[Python-Dev] futures API

Brian Quinlan brian at sweetapp.com
Fri Dec 10 01:22:03 CET 2010


On Dec 9, 2010, at 2:39 PM, Raymond Hettinger wrote:

>
> On Dec 9, 2010, at 9:02 AM, Brian Quinlan wrote:
>
>>
>> On Dec 9, 2010, at 4:26 AM, Thomas Nagy wrote:
>>
>>> Hello,
>>>
>>> I am looking forward to replacing a piece of code (http://code.google.com/p/waf/source/browse/trunk/waflib/Runner.py#86 
>>> ) by the futures module which was announced in python 3.2 beta. I  
>>> am a bit stuck with it, so I have a few questions about the futures:
>>>
>>> 1. Is the futures API frozen?
>>
>> Yes.
>
> Yes, unless the current API is defective in some way.  A beta1  
> release is a chance for everyone to exercise the new API and  
> discover whether it is problematic in any real world applications.
>
>>
>>> 2. How hard would it be to return the tasks processed in an output  
>>> queue to process/consume the results while they are returned? The  
>>> code does not seem to be very open for monkey patching.
>>
>> You can associate a callback with a submitted future. That callback  
>> could add the future to your queue.
>
> The would be a good example for the docs.

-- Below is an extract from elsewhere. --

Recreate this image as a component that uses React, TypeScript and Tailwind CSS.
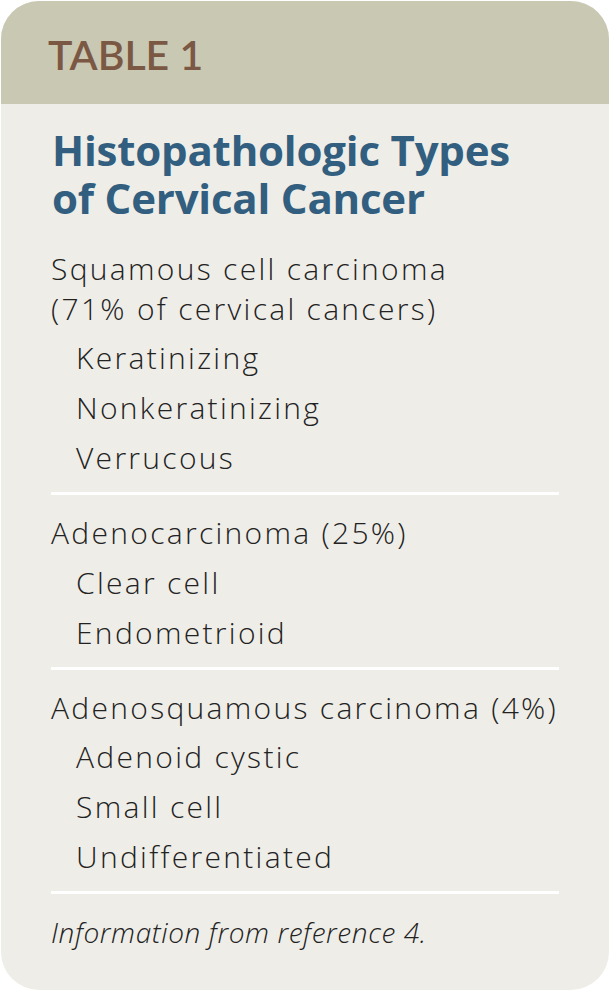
import React from "react";

type Section = { head: string[]; items: string[] };

const sections: Section[] = [
  { head: ["Squamous cell carcinoma", "(71% of cervical cancers)"], items: ["Keratinizing", "Nonkeratinizing", "Verrucous"] },
  { head: ["Adenocarcinoma (25%)"], items: ["Clear cell", "Endometrioid"] },
  { head: ["Adenosquamous carcinoma (4%)"], items: ["Adenoid cystic", "Small cell", "Undifferentiated"] },
];

export default function App() {
  return (
    <div className="w-[611px] h-[992px] bg-white p-[1px]">
      <div className="w-[608px] h-[989px] rounded-[38px] overflow-hidden bg-[#eeede7] flex flex-col">
        <div className="h-[103px] bg-[#c9c8b3] flex items-center pl-[47px] pt-[4px]">
          <span
            className="text-[#7b5843] text-[41px] font-semibold"
            style={{ fontFamily: "Lato, sans-serif" }}
          >
            TABLE 1
          </span>
        </div>
        <div className="px-[50px] pt-[22px]" style={{ fontFamily: "'Open Sans', sans-serif" }}>
          <h1 className="text-[#325e7f] text-[42px] font-bold leading-[48px] pl-[1px] tracking-[-0.2px]">
            <div>Histopathologic Types</div>
            <div>of Cervical Cancer</div>
          </h1>
          <div className="mt-[22px] w-[508px] text-[30px] font-light text-[#222] tracking-[2.3px]">
            {sections.map((s, i) => (
              <div key={i}>
                <div className="py-[5px] leading-[39.5px]">
                  {s.head.map((h) => (
                    <div key={h} className="whitespace-nowrap">{h}</div>
                  ))}
                </div>
                <div className="pl-[25px]">
                  {s.items.map((it) => (
                    <div key={it} className="h-[50px] leading-[50px]">
                      {it}
                    </div>
                  ))}
                </div>
                <div className="h-[3px] bg-white mt-[9px] mb-[13px]" />
              </div>
            ))}
            <div className="h-[50px] leading-[50px] text-[28px] italic tracking-[0.6px]">
              Information from reference 4.
            </div>
          </div>
        </div>
      </div>
    </div>
  );
}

I don't know what Thomas' use case is but I expect that taking the  
results of a future and asynchronously sticking it in another queue is  
not typical.

Cheers,
Brian

>>
>>> 3. How hard would it be to add new tasks dynamically (after a task  
>>> is executed) and have the futures object never complete?
>>
>> I'm not sure that I understand your question. You can submit new  
>> work to an Executor at until time until it is shutdown and a work  
>> item can take as long to complete as you want. If you are  
>> contemplating tasks that don't complete then maybe you could be  
>> better just scheduling a thread.
>>
>>> 4. Is there a performance evaluation of the futures code  
>>> (execution overhead) ?
>>
>> No. Scott Dial did make some performance improvements so he might  
>> have a handle on its overhead.
>
> FWIW, the source code is short and readable.  From my quick read, it  
> looks to be a relatively thin wrapper/adapter around existing  
> tools.  Most of the work still gets done by the threads or processes  
> themselves.  Think of this as a cleaner, more centralized API around  
> the current toolset -- there is no deep new technology under the hood.